El efecto de ese monólogo es monumental: puesto todo junto, en ese momento culminante, es infinitamente más poderoso que desperdigado en dosis homeopáticas, y aligeradas de lirismo, a lo largo del libro. Parece que dijera el doble, y de hecho lo hace, porque lo dice en el momento en que más ávidos estamos por saber y más abiertos estamos a que nos noqueen: el efecto es tan asombroso que, al terminar el Trimalción, manoteé de mi biblioteca el ejemplar del Gatsby y los comparé línea por línea. Fitzgerald agregó detalles brillantes al Gatsby que no estaban en Trimalción, pero todos ellos son virtuosas muestras de oficio: mejoran, perfeccionan lo que ya estaba. Lo que sacó, en cambio (en especial ese monólogo inolvidable del anteúltimo capítulo), era intuición pura, loca, lírica, raramente sabia: eso que sólo él podía sacar quién sabe de dónde.

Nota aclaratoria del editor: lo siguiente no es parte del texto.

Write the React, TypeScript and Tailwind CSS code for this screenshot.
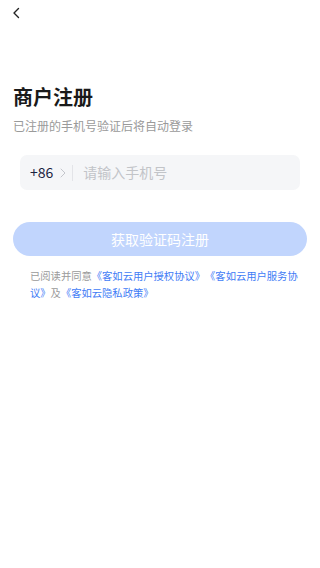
import React from "react";

const font = {
  fontFamily: '"Noto Sans CJK SC", "Noto Sans", sans-serif',
};

export default function App() {
  return (
    <div
      className="w-[320px] h-[568px] bg-white flex flex-col overflow-hidden"
      style={font}
    >
      {/* top bar */}
      <div className="h-[24px] flex items-center pl-[12px] pt-[1px]">
        <svg width="9" height="12" viewBox="0 0 9 12" fill="none">
          <path
            d="M6.5 1.5L2 6l4.5 4.5"
            stroke="#222"
            strokeWidth="1.4"
            strokeLinecap="round"
            strokeLinejoin="round"
          />
        </svg>
      </div>

      <div className="px-[13px] mt-[59px]">
        <h1 className="text-[20px] leading-[28px] font-semibold text-[#1a1a1a]">
          商户注册
        </h1>
        <p className="mt-[7px] text-[12px] leading-[16px] text-[#9a9a9a]">
          已注册的手机号验证后将自动登录
        </p>
      </div>

      <div className="mx-[20px] mt-[21px] h-[35px] rounded-[7px] bg-[#f5f6f8] flex items-center pl-[10px]">
        <span className="text-[14px] text-[#1b2340]">+86</span>
        <svg
          className="ml-[7px]"
          width="6"
          height="10"
          viewBox="0 0 6 10"
          fill="none"
        >
          <path
            d="M1 1l4 4-4 4"
            stroke="#c4c6cc"
            strokeWidth="1"
            strokeLinecap="round"
            strokeLinejoin="round"
          />
        </svg>
        <div className="ml-[6px] w-px h-[16px] bg-[#e3e4e8]" />
        <span className="ml-[10px] text-[14px] text-[#c2c4c8]">
          请输入手机号
        </span>
      </div>

      <div className="mx-[13px] mt-[32px] h-[34px] rounded-full bg-[#c1d5fd] flex items-center justify-center">
        <span className="text-[14px] text-white">获取验证码注册</span>
      </div>

      <p className="ml-[30px] w-[272px] mt-[11px] text-[10.3px] leading-[17px] text-[#9a9a9a] [text-spacing-trim:space-all]">
        已阅读并同意
        <span className="text-[#3f7cf6]">《客如云用户授权协议》</span>
        <span className="text-[#3f7cf6]">《客如云用户服务协议》</span>及
        <span className="text-[#3f7cf6]">《客如云隐私政策》</span>
      </p>
    </div>
  );
}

Todo libro esconde su secreto, y ése es el secreto que esconde Trimalción. Los fanáticos fitzgeraldianos tienen razón en su añoranza: falta un poco de Gatsby en el Gatsby. Pero eso que falta está en Trimalción. Fitzgerald necesitó toda la vida que alguien pensara por él, pero en este caso era mejor lo que había pensado él mismo: deforme y desequilibrada, su criatura era doblemente bella. Lástima que el bueno de Maxwell Perkins prefiriese una golondrina a un colibrí. Lástima que Fitzgerald creyera más en él que en sí mismo.